The eighteenth-century hymn-writer, Joseph Addison, contemplating the mercies of God, speaks in a similar vein:


transported with the view, I’m lost
in wonder, love and praise.

Rejoice and Sing, 109: 1

Most memorably, the Psalmist acclaims, in Psalm 8: 3–4:

When I look at your heavens,
the work of your fingers,
the moon and the stars
that you have established;
what are human beings that you are mindful of them,
mortals that you care for them.

Little wonder that research, undertaken by the Religious Experience Research Unit at Manchester College, Oxford, in exploring the question, ‘Have you ever been aware of or influenced by a presence or power, whether you call it God or not, that is different from your everyday self?’ revealed that the third most common cause, for those saying they had such experience, was ‘natural beauty’. Some 122.7 cases per thousand experiences were attributed to natural beauty (with ‘depression or despair’ ranking highest and ‘prayer, meditation’ second above it). It is significant – but perhaps not surprising – that ‘natural beauty’ ranked higher than ‘religious worship’. After all, folk religion insists: ‘One is nearer God’s heart in a garden than anywhere else on earth.’

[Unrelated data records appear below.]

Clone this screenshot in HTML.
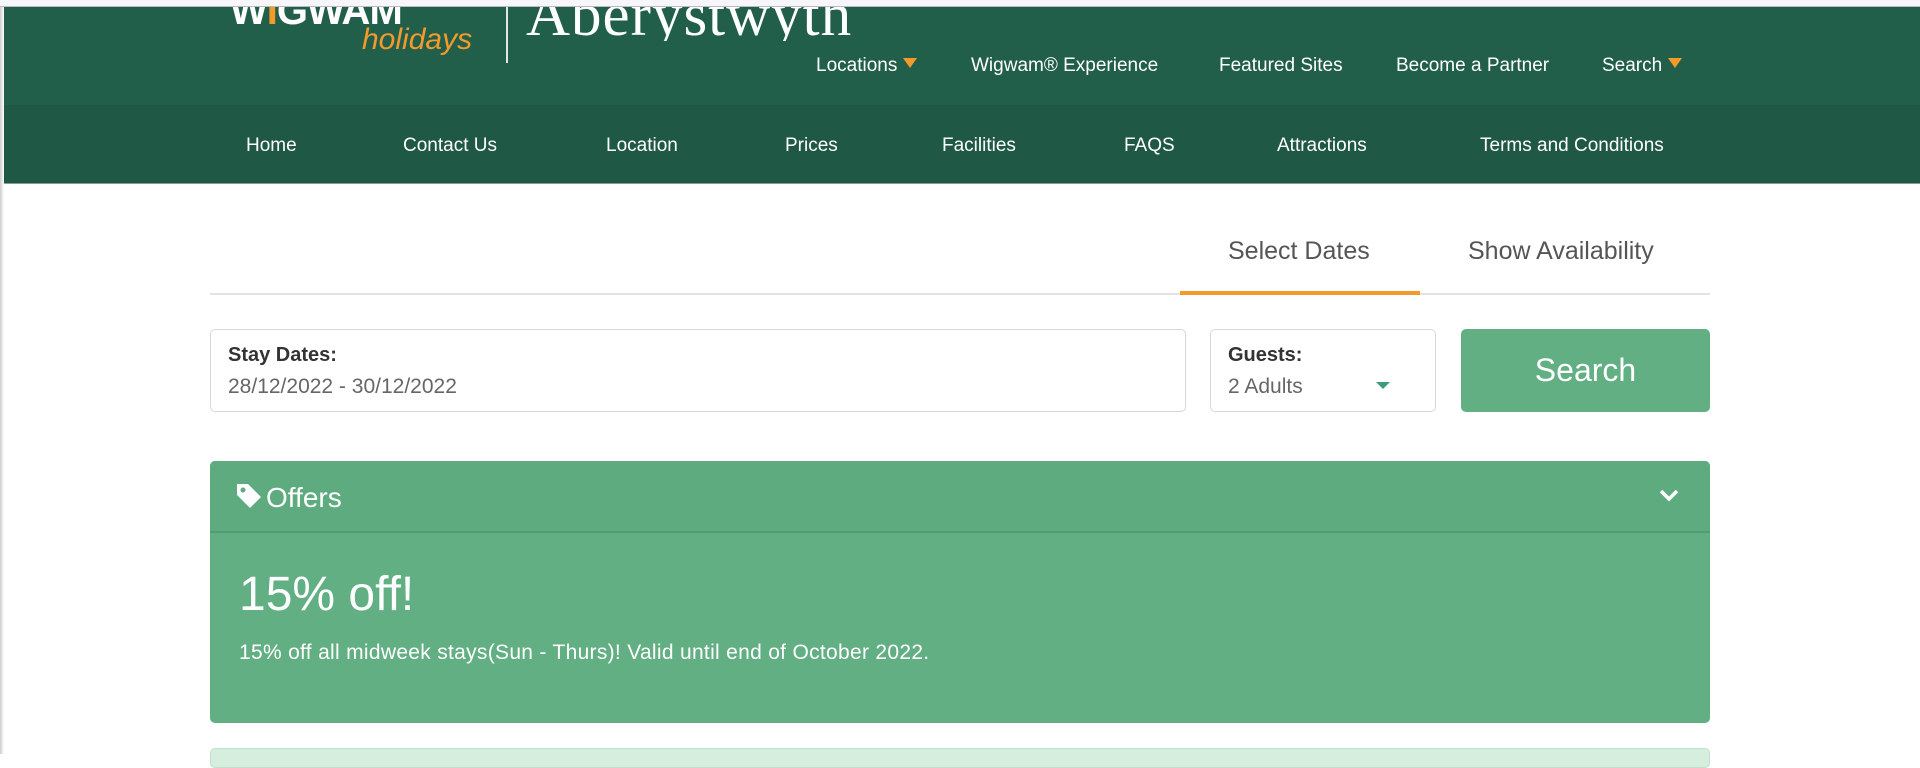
<!DOCTYPE html>
<html><head><meta charset="utf-8"><style>
*{margin:0;padding:0;box-sizing:border-box}
body{width:1920px;height:754px;overflow:hidden;background:#fff;font-family:"Liberation Sans",sans-serif;position:relative}
.abs{position:absolute;white-space:nowrap}
#top{position:absolute;left:0;top:0;width:1920px;height:7px;background:#f7f7f9;border-bottom:1px solid #bbb}
#hdr{position:absolute;left:0;top:7px;width:1920px;height:98px;background:#215f4b}
#nav{position:absolute;left:0;top:105px;width:1920px;height:79px;background:#1f5845;border-bottom:1px solid #8a9c95}
#shadow{position:absolute;left:0;top:7px;width:4px;height:747px;background:linear-gradient(90deg,#ccc,#fff)}
.tn{color:#fff;font-size:19px;top:55px}
.nv{color:#fff;font-size:19px;top:135px}
.tri{display:inline-block;width:0;height:0;border-left:7px solid transparent;border-right:7px solid transparent;border-top:10px solid #f39a2b;margin-left:6px;vertical-align:3px}
.box{position:absolute;border:1px solid #d8d8d8;border-radius:5px;background:#fff}
.lbl{font-size:20px;font-weight:bold;color:#333;position:absolute;left:17px;top:14px}
.val{font-size:21px;color:#666;position:absolute;left:17px;top:45px}
</style></head><body>
<div id="top"></div>
<div id="hdr"></div>
<div id="nav"></div>
<div id="shadow"></div>
<div class="abs" style="left:230px;color:#fff;font-size:40px;font-weight:bold;letter-spacing:-1px;height:36px;overflow:hidden;top:7px;line-height:20px"><span style="position:relative;top:-6px">W<span style="color:#f39a2b">I</span>GWAM</span></div>
<div class="abs" style="left:362px;top:23px;color:#f39a2b;font-size:30px;font-style:italic">holidays</div>
<div class="abs" style="left:506px;top:7px;width:2px;height:56px;background:#dfe8e4"></div>
<div class="abs" style="left:526px;top:7px;height:34px;overflow:hidden;color:#fff;font-family:'Liberation Serif',serif;font-size:61px;line-height:30px;letter-spacing:1px"><span style="position:relative;top:-6px">Aberystwyth</span></div>
<div class="abs tn" style="left:816px">Locations<span class="tri"></span></div>
<div class="abs tn" style="left:971px">Wigwam® Experience</div>
<div class="abs tn" style="left:1219px">Featured Sites</div>
<div class="abs tn" style="left:1396px">Become a Partner</div>
<div class="abs tn" style="left:1602px">Search<span class="tri"></span></div>
<div class="abs nv" style="left:246px">Home</div>
<div class="abs nv" style="left:403px">Contact Us</div>
<div class="abs nv" style="left:606px">Location</div>
<div class="abs nv" style="left:785px">Prices</div>
<div class="abs nv" style="left:942px">Facilities</div>
<div class="abs nv" style="left:1124px">FAQS</div>
<div class="abs nv" style="left:1277px">Attractions</div>
<div class="abs nv" style="left:1480px">Terms and Conditions</div>
<div class="abs" style="left:1228px;top:237px;font-size:25px;color:#555">Select Dates</div>
<div class="abs" style="left:1468px;top:237px;font-size:25px;color:#555">Show Availability</div>
<div class="abs" style="left:210px;top:293px;width:1500px;height:2px;background:#e3e3e3"></div>
<div class="abs" style="left:1180px;top:291px;width:240px;height:4px;background:#f39a2b"></div>
<div class="box" style="left:210px;top:329px;width:976px;height:83px"><div class="lbl">Stay Dates:</div><div class="val">28/12/2022 - 30/12/2022</div></div>
<div class="box" style="left:1210px;top:329px;width:226px;height:83px"><div class="lbl">Guests:</div><div class="val">2 Adults</div><div style="position:absolute;left:165px;top:52px;width:0;height:0;border-left:7px solid transparent;border-right:7px solid transparent;border-top:7px solid #3f9c7a"></div></div>
<div class="abs" style="left:1461px;top:329px;width:249px;height:83px;background:#62af84;border-radius:5px;color:#fff;font-size:32px;text-align:center;line-height:83px">Search</div>
<div class="abs" style="left:210px;top:461px;width:1500px;height:262px;background:#62af84;border-radius:5px;overflow:hidden">
 <div style="height:72px;background:#5dab7f;border-bottom:2px solid #519a72;position:relative">
  <svg style="position:absolute;left:25px;top:21px" width="28" height="28" viewBox="0 0 28 28"><path d="M2 2h11l13 13-11 11L2 13z" fill="#fff"/><circle cx="8" cy="8" r="2.5" fill="#5dab7f"/></svg>
  <div style="position:absolute;left:56px;top:21px;color:#fff;font-size:28px">Offers</div>
  <svg style="position:absolute;right:30px;top:27px" width="22" height="16" viewBox="0 0 22 16"><path d="M3 3l8 8 8-8" stroke="#fff" stroke-width="3.5" fill="none"/></svg>
 </div>
 <div style="position:absolute;left:29px;top:106px;color:#fff;font-size:48px">15% off!</div>
 <div style="position:absolute;left:29px;top:180px;color:#fff;font-size:21px;letter-spacing:0.3px">15% off all midweek stays(Sun - Thurs)! Valid until end of October 2022.</div>
</div>
<div class="abs" style="left:210px;top:748px;width:1500px;height:20px;background:#d5eedd;border:1px solid #bfe0ca;border-radius:5px"></div>
</body></html>
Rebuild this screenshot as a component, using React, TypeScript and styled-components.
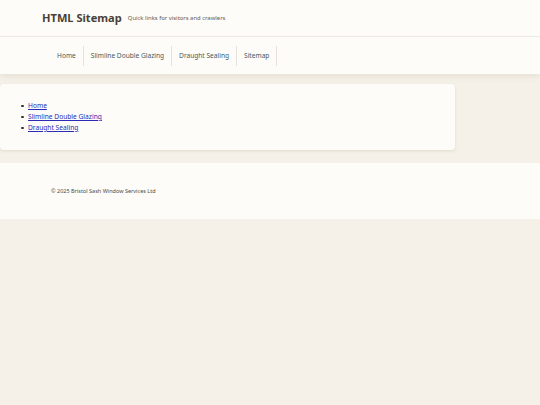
import React from "react";
import styled, { createGlobalStyle } from "styled-components";

const Global = createGlobalStyle`
  html, body { margin: 0; padding: 0; }
  body {
    background: #f5f1e8;
    font-family: "Noto Sans", "Open Sans", sans-serif;
    color: #333;
  }
`;

const Header = styled.header`
  background: #fdfcf8;
  box-shadow: 0 2px 6px rgba(120, 100, 70, 0.12);
`;

const Brand = styled.div`
  height: 37px;
  box-sizing: border-box;
  display: flex;
  align-items: center;
  gap: 6px;
  padding: 0 0 2px 42px;
  border-bottom: 1px solid #ece9e2;
`;

const Title = styled.h1`
  margin: 0;
  font-size: 11.1px;
  font-weight: 700;
  color: #4a3f36;
`;

const Tagline = styled.span`
  font-size: 5.9px;
  color: #5e5954;
  padding-top: 1px;
`;

const Nav = styled.nav`
  height: 37px;
  display: flex;
  align-items: center;
  padding-left: 50px;
`;

const NavItem = styled.a`
  font-size: 6.6px;
  color: #3f5b60;
  text-decoration: none;
  padding: 0 7px;
  height: 20px;
  display: flex;
  align-items: center;
  border-right: 1px solid #e6e3dc;
`;

const Main = styled.main`
  padding: 10px 0 13px;
`;

const Card = styled.section`
  width: 455px;
  box-sizing: border-box;
  background: #fdfcf8;
  border-radius: 4px;
  box-shadow: 0 1px 3px rgba(120, 100, 70, 0.15);
  padding: 16px 8px 17px;
`;

const List = styled.ul`
  margin: 0;
  padding-left: 20px;
  list-style: none;
  font-size: 6.65px;
  line-height: 11px;
`;

const Item = styled.li`
  position: relative;
  &::before {
    content: "";
    position: absolute;
    left: -7px;
    top: 4.5px;
    width: 2.5px;
    height: 2.5px;
    border-radius: 50%;
    background: #333;
  }
`;

const Link = styled.a`
  color: #2b2bb8;
`;

const Footer = styled.footer`
  background: #fdfcf8;
  height: 56px;
  display: flex;
  align-items: center;
  padding-left: 51px;
`;

const Copy = styled.p`
  margin: 0;
  font-size: 5.5px;
  color: #4a4a4a;
`;

const navItems = ["Home", "Slimline Double Glazing", "Draught Sealing", "Sitemap"];
const links = ["Home", "Slimline Double Glazing", "Draught Sealing"];

export default function App() {
  return (
    <>
      <Global />
      <Header>
        <Brand>
          <Title>HTML Sitemap</Title>
          <Tagline>Quick links for visitors and crawlers</Tagline>
        </Brand>
        <Nav>
          {navItems.map((n) => (
            <NavItem key={n} href="#">{n}</NavItem>
          ))}
        </Nav>
      </Header>
      <Main>
        <Card>
          <List>
            {links.map((l) => (
              <Item key={l}><Link href="#">{l}</Link></Item>
            ))}
          </List>
        </Card>
      </Main>
      <Footer>
        <Copy>© 2025 Bristol Sash Window Services Ltd</Copy>
      </Footer>
    </>
  );
}
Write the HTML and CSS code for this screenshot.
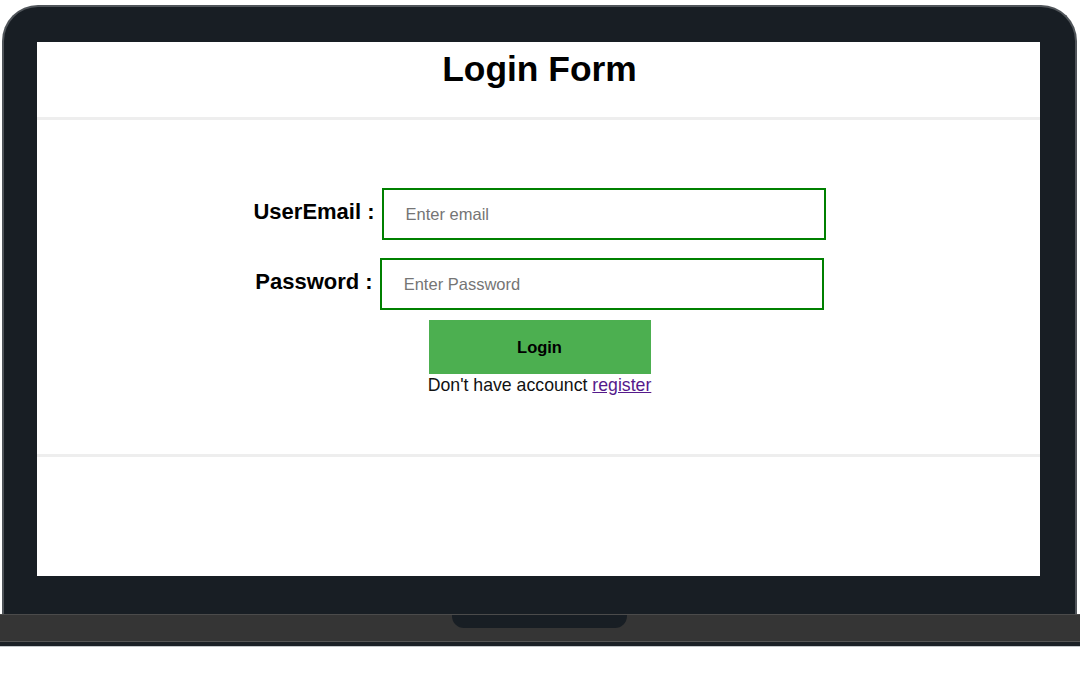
FILE: index.html
```html
<!DOCTYPE html>
<html lang="en">
<head>
<meta charset="utf-8">
<title>Login Form</title>
<link rel="stylesheet" href="styles.css">
</head>
<body>
<div class="laptop">
  <div class="frame">
    <div class="screen">
      <header class="top">
        <h1 class="title">Login Form</h1>
      </header>
      <div class="rule"></div>
      <form class="form">
        <div class="row">
          <label class="label" for="email">UserEmail :</label>
          <input class="field" id="email" type="text" placeholder="Enter email">
        </div>
        <div class="row row-second">
          <label class="label" for="pass">Password :</label>
          <input class="field" id="pass" type="password" placeholder="Enter Password">
        </div>
        <div class="actions">
          <button class="btn" type="button">Login</button>
          <p class="note">Don't have accounct <a class="link" href="#">register</a></p>
        </div>
      </form>
      <div class="rule"></div>
    </div>
  </div>
  <div class="base">
    <div class="notch"></div>
  </div>
  <div class="foot"></div>
</div>
</body>
</html>
```

FILE: styles.css
```css
* { box-sizing: border-box; }

html, body {
  margin: 0;
  padding: 0;
  background: #ffffff;
  font-family: "Liberation Sans", Arial, sans-serif;
}

.laptop {
  width: 1080px;
  display: flex;
  flex-direction: column;
}

.frame {
  margin: 5px 0 0 2px;
  width: 1075px;
  background: #181e24;
  border: 2px solid #50555a;
  border-bottom: none;
  border-radius: 36px 36px 0 0;
  padding: 35px 35px 38px 33px;
}

.screen {
  width: 1003px;
  height: 534px;
  background: #ffffff;
  overflow: hidden;
  display: flex;
  flex-direction: column;
  padding-left: 2px;
}

.top {
  height: 75px;
  padding-top: 7px;
}

.title {
  margin: 0;
  text-align: center;
  font-size: 35.4px;
  font-weight: bold;
  color: #000;
  line-height: normal;
}

.rule {
  height: 3px;
  background: #eeeeee;
  margin-left: -2px;
}

.form {
  height: 334px;
  padding-top: 68px;
  display: flex;
  flex-direction: column;
}

.row {
  display: flex;
  justify-content: center;
  align-items: center;
  gap: 7px;
}

.row-second {
  margin-top: 18px;
}

.label {
  font-size: 22px;
  font-weight: bold;
  color: #000;
  margin-bottom: 4px;
}

.field {
  width: 444px;
  height: 52px;
  border: 2px solid #008000;
  padding: 0 0 0 22px;
  font-family: "Liberation Sans", Arial, sans-serif;
  font-size: 16.5px;
  color: #000;
  background: #fff;
  outline: none;
}

.field::placeholder {
  color: #757575;
}

.actions {
  margin-top: 10px;
  display: flex;
  flex-direction: column;
  align-items: center;
}

.btn {
  width: 222px;
  height: 54px;
  border: none;
  background: #4caf50;
  font-family: "Liberation Sans", Arial, sans-serif;
  font-size: 16.5px;
  font-weight: bold;
  color: #000;
}

.note {
  margin: 1px 0 0;
  font-size: 17.7px;
  color: #111;
  line-height: normal;
}

.link {
  color: #551a8b;
  text-decoration: underline;
}

.base {
  height: 28px;
  background: #353535;
  border-top: 1px solid #4b4b4b;
  border-bottom: 1px solid #555555;
  display: flex;
  justify-content: center;
}

.notch {
  width: 175px;
  height: 13px;
  background: #181e24;
  border-radius: 0 0 12px 12px;
  margin-left: -1px;
}

.foot {
  height: 5px;
  background: #1b2026;
  border-bottom: 1px solid #c3c7cb;
}
```
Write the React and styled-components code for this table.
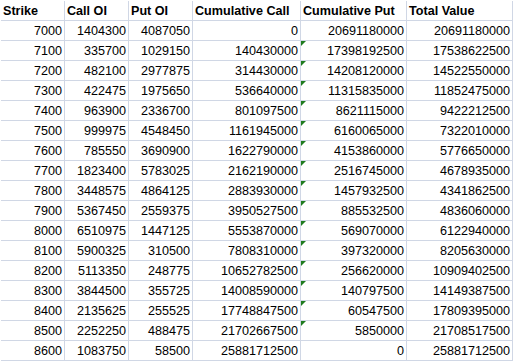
import React from 'react';
import styled, { createGlobalStyle } from 'styled-components';

const GlobalStyle = createGlobalStyle`
  html, body {
    margin: 0;
    padding: 0;
    background: #ffffff;
  }
  body {
    font-family: "Liberation Sans", Arial, sans-serif;
  }
`

const Folha = styled.div`
  width: 513px;
  height: 361px;
  overflow: hidden;
  padding: 1px 0 0 1px;
  box-sizing: border-box;
  background: #ffffff;
`

const Grade = styled.div`
  display: grid;
  grid-template-columns: 64px 64px 64px 108px 106px 106px;
  grid-auto-rows: 20px;
`

const Celula = styled.div`
  position: relative;
  box-sizing: border-box;
  border-right: 1px solid #d0d7e5;
  border-bottom: 1px solid #d0d7e5;
  display: flex;
  align-items: flex-end;
  justify-content: ${(p) => (p.$cabecalho ? 'flex-start' : 'flex-end')};
  padding: ${(p) => (p.$cabecalho ? '0 0 1px 2px' : '0 2px 1px 0')};
  font-size: 12.6px;
  line-height: 15px;
  font-weight: ${(p) => (p.$cabecalho ? 700 : 400)};
  color: #000000;
  white-space: nowrap;
  overflow: hidden;
`

const Triangulo = styled.span`
  position: absolute;
  top: 0;
  left: 0;
  width: 0;
  height: 0;
  border-top: 5px solid #1e7b1e;
  border-right: 5px solid transparent;
`

const cabecalhos = ['Strike', 'Call OI', 'Put OI', 'Cumulative Call', 'Cumulative Put', 'Total Value']

const linhas = [
  [7000, 1404300, 4087050, 0, 20691180000, 20691180000],
  [7100, 335700, 1029150, 140430000, 17398192500, 17538622500],
  [7200, 482100, 2977875, 314430000, 14208120000, 14522550000],
  [7300, 422475, 1975650, 536640000, 11315835000, 11852475000],
  [7400, 963900, 2336700, 801097500, 8621115000, 9422212500],
  [7500, 999975, 4548450, 1161945000, 6160065000, 7322010000],
  [7600, 785550, 3690900, 1622790000, 4153860000, 5776650000],
  [7700, 1823400, 5783025, 2162190000, 2516745000, 4678935000],
  [7800, 3448575, 4864125, 2883930000, 1457932500, 4341862500],
  [7900, 5367450, 2559375, 3950527500, 885532500, 4836060000],
  [8000, 6510975, 1447125, 5553870000, 569070000, 6122940000],
  [8100, 5900325, 310500, 7808310000, 397320000, 8205630000],
  [8200, 5113350, 248775, 10652782500, 256620000, 10909402500],
  [8300, 3844500, 355725, 14008590000, 140797500, 14149387500],
  [8400, 2135625, 255525, 17748847500, 60547500, 17809395000],
  [8500, 2252250, 488475, 21702667500, 5850000, 21708517500],
  [8600, 1083750, 58500, 25881712500, 0, 25881712500],
]

class App extends React.Component {
  render() {
    const ultima = linhas.length - 1

    return (
      <Folha>
        <GlobalStyle />
        <Grade>
          {cabecalhos.map((titulo) => (
            <Celula key={titulo} $cabecalho>{titulo}</Celula>
          ))}
          {linhas.map((linha, i) =>
            linha.map((valor, j) => (
              <Celula key={i + '-' + j}>
                {j === 4 && i > 0 && i < ultima && <Triangulo />}
                {valor}
              </Celula>
            ))
          )}
        </Grade>
      </Folha>
    );
  }
}

export default App;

US Franciscan and founder of the Centre for Action and Contemplation, Father Richard Rohr, has caused a bit of a stir by suggesting, ‘The first act of divine revelation is creation itself. The first Bible is the Bible of nature. It was written at least 13.8 billion years ago, at the moment that we call the Big Bang, long before the Bible of words.’ He quotes from Romans 1: 20, Ever since God created the world, God’s everlasting power and divinity – however invisible – are there for the mind to see in the things that God has made …. Rohr may be claiming more than some may want to, but he makes a valid point in reminding us that God’s presence is evoked by the beauty of creation. It begs the question, of course, as to how we can continue to sense God’s presence in those parts of creation we might describe as eyesores, ugly or broken? And such questioning ought to spur us on, wherever it is possible for us to do so, to work and witness to the beauty and light of God in the midst of ugliness and darkness. Precisely, dare I suggest, the Advent seasonal setting.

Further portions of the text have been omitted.